How much does Koinly cost?
Koinly has a free plan for viewing your portfolio and tax summary. Paid plans for generating downloadable tax reports start at $49 per year. Phemex users can use promo code PHEMEX30 for a 30% discount.
What if I transferred crypto between my own wallets?
Transfers between your own wallets are not taxable, but exchanges sometimes misreport them as disposals. Koinly's transfer tracking feature automatically identifies these and excludes them from your taxable transactions, preventing you from paying tax on non-events.
Bottom Line
Crypto tax reporting in 2026 is not optional, and it is not something you want to get wrong. Form 1099-DA means the IRS already has your exchange data before you file. CARF means cross-border visibility is expanding globally. And the cost basis problem, where exchange-reported numbers do not account for transfers, DeFi activity, or multi-platform holdings, means the default data the IRS receives is often incomplete.

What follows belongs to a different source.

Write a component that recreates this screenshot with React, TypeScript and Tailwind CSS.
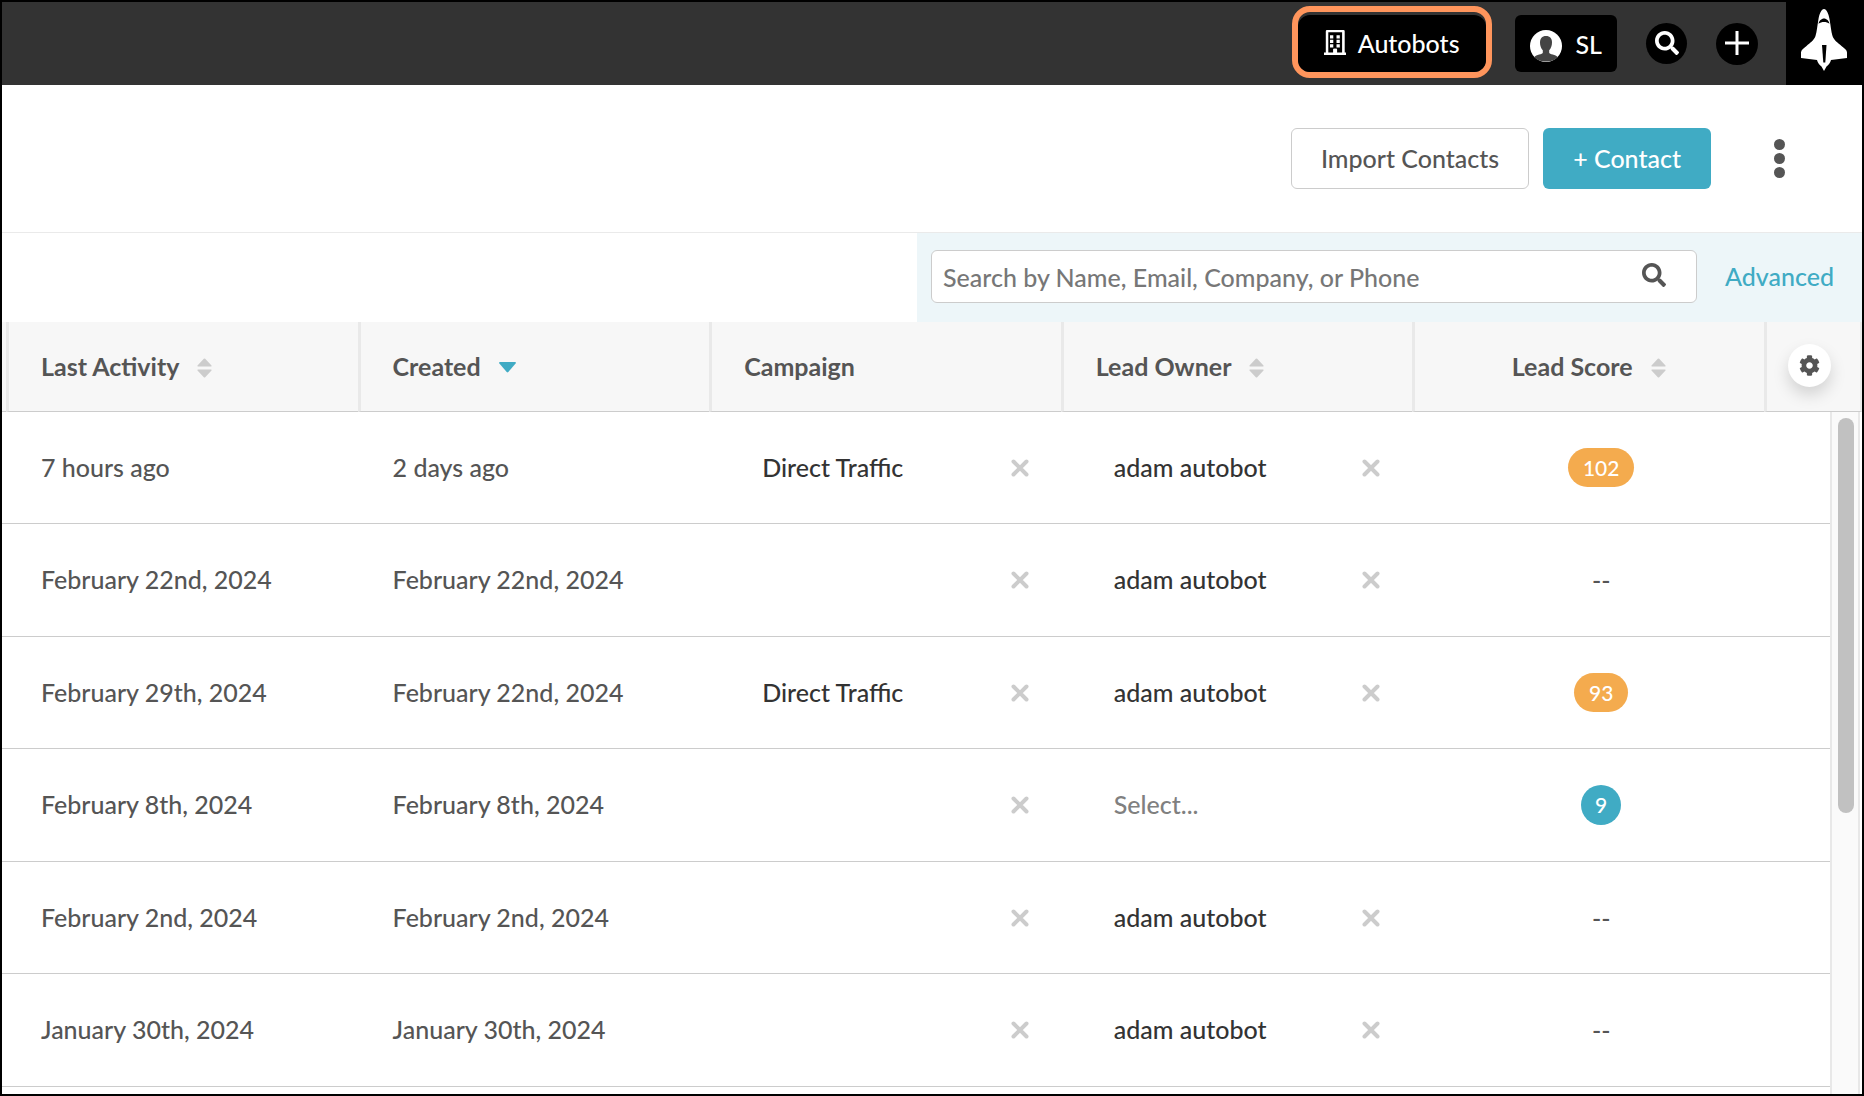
import { ReactNode } from 'react';
import { FaCog, FaSearch } from 'react-icons/fa';

interface Contact {
  lastActivity: string;
  created: string;
  campaign?: string;
  owner?: string;
  score?: number;
}

const contacts: Contact[] = [
  { lastActivity: '7 hours ago', created: '2 days ago', campaign: 'Direct Traffic', owner: 'adam autobot', score: 102 },
  { lastActivity: 'February 22nd, 2024', created: 'February 22nd, 2024', owner: 'adam autobot' },
  { lastActivity: 'February 29th, 2024', created: 'February 22nd, 2024', campaign: 'Direct Traffic', owner: 'adam autobot', score: 93 },
  { lastActivity: 'February 8th, 2024', created: 'February 8th, 2024', score: 9 },
  { lastActivity: 'February 2nd, 2024', created: 'February 2nd, 2024', owner: 'adam autobot' },
  { lastActivity: 'January 30th, 2024', created: 'January 30th, 2024', owner: 'adam autobot' },
];

function BuildingIcon() {
  return (
    <svg viewBox="0 0 22 25" className="h-[25px] w-[22px]" fill="currentColor" aria-hidden="true">
      <path fillRule="evenodd" d="M3 0h16.500q1.200 0 1.200 1.200v21.300H22V25H0v-2.500h1.800V1.200Q1.800 0 3 0zM4.300 2.300v20.200h5v-3q0-.8.8-.8h2.200q.8 0 .8.8v3h5V2.300z" />
      <path d="M9.300 18.700h3.600v4.500H9.300zM6 5.200h3.300v3.200H6zM12.500 5.200h3.300v3.200h-3.300zM6 9.800h3.300V13H6zM12.500 9.800h3.300V13h-3.300zM6 14.300h3.300v3.200H6zM12.500 14.300h3.300v3.200h-3.300z" />
    </svg>
  );
}

function AvatarIcon() {
  return (
    <svg viewBox="0 0 32 32" className="mt-1 size-8" aria-hidden="true">
      <circle cx="16" cy="16" r="16" fill="#fff" />
      <path
        d="M16 6c4 0 6 2.500 6 6.500 0 3-1 6-2.800 7.800v2.500c0 1.700 6.800 1.700 8.500 4.400A16 16 0 0 1 16 31.500 16 16 0 0 1 4.300 27.200c1.700-2.700 8.500-2.700 8.500-4.400v-2.500C11 18.500 10 15.500 10 12.500 10 8.500 12 6 16 6z"
        fill="#444"
      />
    </svg>
  );
}

function ShuttleIcon() {
  return (
    <svg viewBox="0 0 46 62" className="h-[62px] w-[46px]" aria-hidden="true">
      <path
        d="M23 0c2.500 0 4.500 4.500 5.500 10 1.300 7 1.500 12 3 17 1.300 4 5.500 7 9 10 3 2.500 5.500 4 5.500 6.500V49l-16 2c-.7 3-2.500 5-4.500 6.500L23 62l-2.500-4.500C18.500 56 16.700 54 16 51L0 49v-5.500C0 41 2.500 39.500 5.500 37c3.500-3 7.700-6 9-10 1.500-5 1.700-10 3-17C18.500 4.500 20.500 0 23 0z"
        fill="#fff"
      />
      <path d="M17.500 14.800c.5-3 3-5.300 5.500-5.300s5 2.300 5.500 5.300c-3-2.400-8-2.400-11 0z" fill="#000" />
      <path d="M21 36h4.500L24.300 53.500h-2z" fill="#000" />
    </svg>
  );
}

function SortIcon() {
  return (
    <svg viewBox="0 0 15 20" className="mt-1 h-5 w-[15px]" fill="#ccc" aria-hidden="true">
      <path d="M1 8.500Q0 8.500.5 7.500L6.800.8q.7-.6 1.400 0l6.300 6.700q.5 1-.5 1zM1 11.500q-1 0-.5 1l6.300 6.700q.7.6 1.400 0l6.300-6.700q.5-1-.5-1z" />
    </svg>
  );
}

function SortedDownIcon() {
  return (
    <svg viewBox="0 0 17 11" className="mt-1 h-[11px] w-[17px]" fill="#40abc4" aria-hidden="true">
      <path d="M1 0h15q1.500.3.6 1.500L9.300 10q-.8.8-1.600 0L.4 1.500Q-.5.3 1 0z" />
    </svg>
  );
}

function ClearButton({ label }: { label: string }) {
  return (
    <button type="button" aria-label={label} className="text-[#ccc]">
      <svg viewBox="0 0 18 18" className="block size-[18px]" stroke="currentColor" strokeWidth="4" strokeLinecap="round">
        <path d="M2.500 2.500l13 13M15.500 2.500l-13 13" />
      </svg>
    </button>
  );
}

function HeaderCell({ children, center }: { children: ReactNode; center?: boolean }) {
  return (
    <th scope="col" className="border-l-[3px] border-l-[#e9e9e9] pb-0.5 pl-8 text-left font-bold">
      <div className={center ? 'flex items-center justify-center gap-[18px] pr-[34px]' : 'flex items-center gap-[18px]'}>{children}</div>
    </th>
  );
}

function ScoreBadge({ score }: { score?: number }) {
  if (score === undefined) return <span>--</span>;
  return (
    <span
      className={
        score > 50
          ? 'inline-block rounded-full bg-[#f4ab4e] px-[15px] text-[21px] leading-[39px] text-white'
          : 'inline-block rounded-full bg-[#40abc4] px-[14px] text-[21px] leading-10 text-white'
      }
    >
      {score}
    </span>
  );
}

function EditableCell({ value, placeholder, field }: { value?: string; placeholder?: string; field: string }) {
  return (
    <td className="pr-8 pl-[53px] text-[#333]">
      <div className="flex items-center justify-between">
        <span className={value ? 'pb-0.5' : 'pb-0.5 text-[#808080]'}>{value ?? placeholder}</span>
        {(value || !placeholder) && <ClearButton label={`Clear ${field}`} />}
      </div>
    </td>
  );
}

export default function App() {
  return (
    <div className="flex min-h-screen flex-col border-2 border-black bg-white font-['Lato',sans-serif] text-[25px] leading-8 font-medium text-[#555]">
      <header className="flex h-[83px] items-center justify-end bg-[#333] text-white">
        <button type="button" className="mt-1 mr-[23px] h-[72px] self-start rounded-[18px] border-6 border-[#ff955c] pt-[3px]">
          <span className="flex h-[57px] items-center gap-3 rounded-xl bg-black px-[26px] pb-0.5">
            <BuildingIcon />
            Autobots
          </span>
        </button>
        <button type="button" className="mr-[29px] flex h-[57px] items-center gap-[14px] rounded-md bg-black px-[15px]">
          <AvatarIcon />
          SL
        </button>
        <button type="button" aria-label="Search" className="mr-[29px] flex size-[41px] items-center justify-center rounded-full bg-black pb-0.5">
          <FaSearch className="size-6" />
        </button>
        <button type="button" aria-label="Add" className="mr-7 flex size-[42px] items-center justify-center rounded-full bg-black pb-0.5">
          <svg viewBox="0 0 24 24" className="size-6" stroke="currentColor" strokeWidth="3" aria-hidden="true">
            <path d="M12 0v24M0 12h24" />
          </svg>
        </button>
        <a href="#" aria-label="Home" className="flex h-full w-[76px] items-start justify-center bg-black pt-[7px]">
          <ShuttleIcon />
        </a>
      </header>

      <div className="flex h-[147px] items-center justify-end pr-[77px]">
        <button type="button" className="mr-[14px] h-[61px] rounded-md border border-[#ccc] px-[29px] pb-0.5">
          Import Contacts
        </button>
        <button type="button" className="mr-[63px] h-[61px] rounded-md bg-[#40abc4] px-[30px] pb-0.5 text-white">
          + Contact
        </button>
        <button type="button" aria-label="More actions" className="flex flex-col gap-[3px]">
          <span className="size-[11px] rounded-full bg-[#555]" />
          <span className="size-[11px] rounded-full bg-[#555]" />
          <span className="size-[11px] rounded-full bg-[#555]" />
        </button>
      </div>

      <div className="flex h-[90px] justify-end border-t border-[#eaeaea]">
        <form className="flex w-[945px] items-center bg-[#edf6f9] pr-[28px] pb-0.5 pl-[14px]">
          <div className="flex h-[53px] flex-1 items-center rounded-md border border-[#ccc] bg-white pr-[30px] pl-[11px]">
            <input
              type="text"
              aria-label="Search contacts"
              placeholder="Search by Name, Email, Company, or Phone"
              className="min-w-0 flex-1 outline-none placeholder:text-[#777]"
            />
            <button type="submit" aria-label="Search contacts" className="pb-1">
              <FaSearch className="size-6" />
            </button>
          </div>
          <a href="#" className="ml-7 pb-0.5 text-[#40abc4]">
            Advanced
          </a>
        </form>
      </div>

      <div className="relative flex-1">
        <table className="w-full table-fixed border-separate border-spacing-0">
          <colgroup>
            <col className="w-1" />
            <col />
            <col />
            <col />
            <col />
            <col />
            <col className="w-[98px]" />
          </colgroup>
          <thead>
            <tr className="h-[90px] bg-[#f7f7f7] *:border-b *:border-b-[#ccc]">
              <td />
              <HeaderCell>
                Last Activity <SortIcon />
              </HeaderCell>
              <HeaderCell>
                Created <SortedDownIcon />
              </HeaderCell>
              <HeaderCell>Campaign</HeaderCell>
              <HeaderCell>
                Lead Owner <SortIcon />
              </HeaderCell>
              <HeaderCell center>
                Lead Score <SortIcon />
              </HeaderCell>
              <th className="border-r-2 border-l-[3px] border-r-[#ebebeb] border-l-[#e9e9e9] pb-0.5 pl-[21px]">
                <button
                  type="button"
                  aria-label="Table settings"
                  className="flex size-[43px] items-center justify-center rounded-full bg-white shadow-[0_8px_16px_rgba(0,0,0,0.15)]"
                >
                  <FaCog className="size-[21px]" />
                </button>
              </th>
            </tr>
          </thead>
          <tbody>
            {contacts.map((contact, i) => (
              <tr key={i} className="h-28 *:border-b *:border-[#ccc] even:h-[113px]">
                <td />
                <td className="pb-0.5 pl-[35px]">{contact.lastActivity}</td>
                <td className="pb-0.5 pl-[35px]">{contact.created}</td>
                <EditableCell value={contact.campaign} field="campaign" />
                <EditableCell value={contact.owner} placeholder="Select..." field="lead owner" />
                <td className="pl-[26px] text-center">
                  <ScoreBadge score={contact.score} />
                </td>
                <td />
              </tr>
            ))}
          </tbody>
        </table>

        <div className="absolute top-[90px] right-0 bottom-0 w-8 border-r-2 border-white bg-white">
          <div className="h-full border-x-2 border-[#e8e8e8] bg-[#fafafa] pt-[6px] pr-1 pl-[6px]">
            <div className="h-[395px] rounded-full bg-[#c1c1c1]" />
          </div>
        </div>
      </div>
    </div>
  );
}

Koinly solves that by pulling your full Phemex transaction history (along with every other exchange, wallet, and blockchain you use), calculating accurate cost basis across all of them, and generating the exact form your country requires. The integration takes five minutes. The promo code PHEMEX30 saves you 30%. And the alternative is manually reconciling hundreds of transactions across multiple platforms, hoping the numbers match what the IRS already has.
This article is for informational purposes only and does not constitute tax or legal advice. Tax laws vary by jurisdiction. Consult a qualified tax professional for advice specific to your situation.